Barbara Helen was the third of three children born to John Dennis and Clara Belle Huffman Barrow in Galesburg, Illinois. / was not a Catholic, so I went through the public schools in Galesburg and attended Knox College. After graduating I went to New York for a master's degree in stagecraft and drama, at Columbia University. After deciding that that wasn't what I was cut out for, I went to San Diego and worked for a Methodist Church, then went back to New York where I worked in the library at Columbia until I left in 1952.
After that she traveled with her mother and father on their fund raising campaigns for various organizations. On one such trip they were in a car accident. In that experience and through the providence of God, she felt drawn to become a Catholic. She called a priest, began instruction, and was baptized again, then traveled with her parents until her mother was able to take care of herself. Next she settled in Chicago where her brother and family lived, and began working at Catholic Charities. During this time she decided to enter religious life, and learned of our Sisters in Mundelein. From there she visited Clyde. On the train trip home I looked out at the big full moon and said, “Lord, I don't know if this is what you want or not, but if it is, I'll say 'yes,' and if it isn’t, then it’s up to you to let me know.” I’m still waiting for Him to say ‘no’.

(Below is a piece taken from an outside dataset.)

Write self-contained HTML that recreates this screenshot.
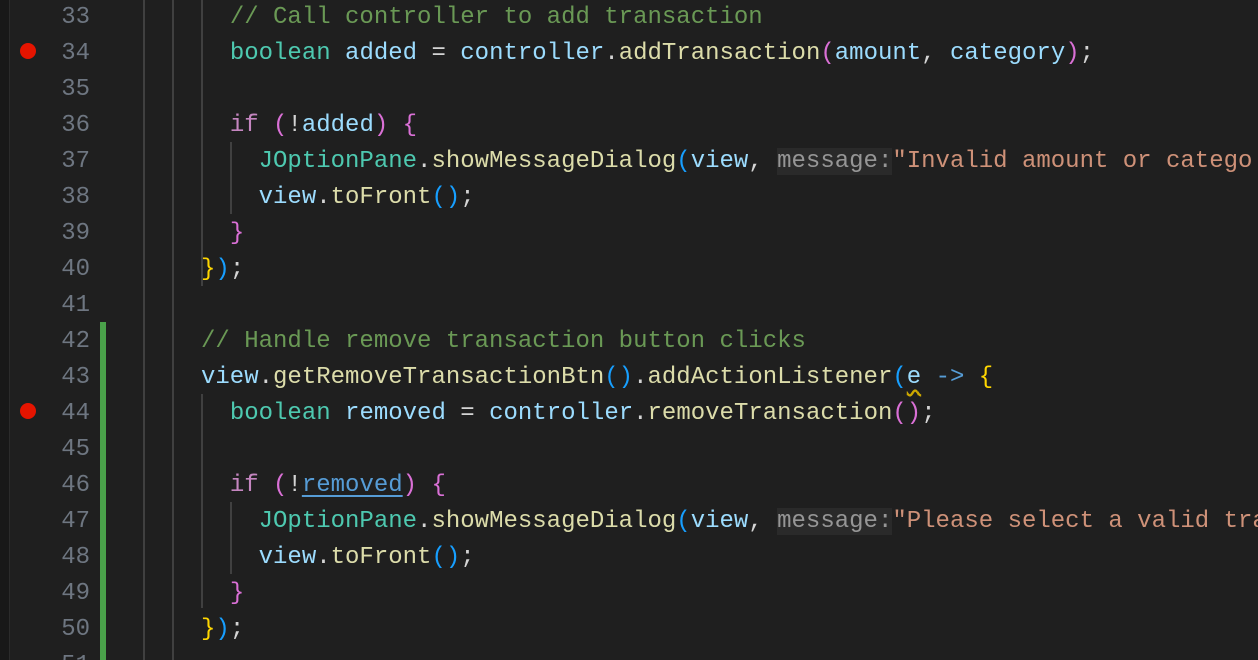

Sr. Helen served in various capacities: laundry, editorial department of our magazine, portress, altar bread department, working on the beatification cause for Fr. Lucas Etlin,OSB, junior director, librarian, sacristan, sub prioress, maintenance, compiling Office readings, grounds, secretarial work, guest preparations, and spiritual direction (in 1965 she also received a master’s degree in Religious Education).
Drawn to live a simpler expression of our congregational life, Sr. Helen was delegated to research among the membership interest in experimental forms of living, was a member of two experimental communities (Payson, AZ and Rickenbach Center at Clyde), and received permission to live as a hermit during two different times of her religious life. Helen was one of the early (and long- standing) members of Osage Monastery in Sand Springs, OK, during which time she spent one year at a monastery in Japan, and seven years as a hermit.
Experiencing the prayer, discipline, and lifestyle of Takamori (Japan) under Fr. Shigeto Oshida, O.P., was a highlight in Helen’s life. Her regular letters home were filled with details of the day, encounters with birds and little creatures, descriptions of scenic splendor, and gratitude for the gift of being there. The life was demanding, during rice planting season especially, when they worked twelve hours a day - their spiritual ‘practice’ for those periods. But she appreciated all of it. Rice planting is quite an experience - of getting in touch with the roots of an ancient yet modern culture. Working barefoot in the mud of the rice fields, I have felt -literally- a much more elemental contact with the whole earth and the past. I am so grateful for the experience.
She was also able to work in days of solitude and prayer (before the planting season), which were fruitful experiences as well. Some rest, some reading, and many quiet hours of prayer and reflection. I am constantly amazed in my reading how often the Buddhist writers (modern writers) echo and shed light on my own Christian understanding of the meaning of life.
Most of all, Sr. Helen loved being in Sand Springs. The greatest influence on my life of prayer has been in coming to O+M. The inter-religious dialogue, actual contact with Tibetan Buddhist monks and nuns, Episcopal ministers, Jews, and most deeply, the encounters with Fr. Bede Griffiths. I feel that in so much of what I have tried to make my own -while still, of course, remaining and becoming evermore deeply cognizant of my own Christian faith and practices- has brought me closer to Christ in our own special Eucharistic, monastic vocation. My year in Japan only intensified the dedication and clarified the goal by simplifying the means.
Sister Helen’s life was simple. She was practical, witty, ready to pitch in, and deeply committed to the spiritual life. She valued the life of prayer and saw it as her greatest contribution to the Congregation and the world. May she now intercede for all of us who long for a deeper experience of God. In 1999 she was transferred to our health care center in St. Louis, and later to our facility in Clyde. Sister died on January 26, 2008.
Somewhere there is a place where God has been and is waiting for each one of us. The wonder is not that such a place should exist, nor that, searching, we may one day find it - but that there should be more than one searching and perhaps finding together. Perhaps the searching will be all there is; perhaps finding will be left for heaven. No matter. Christ will be there before us, for He is the way.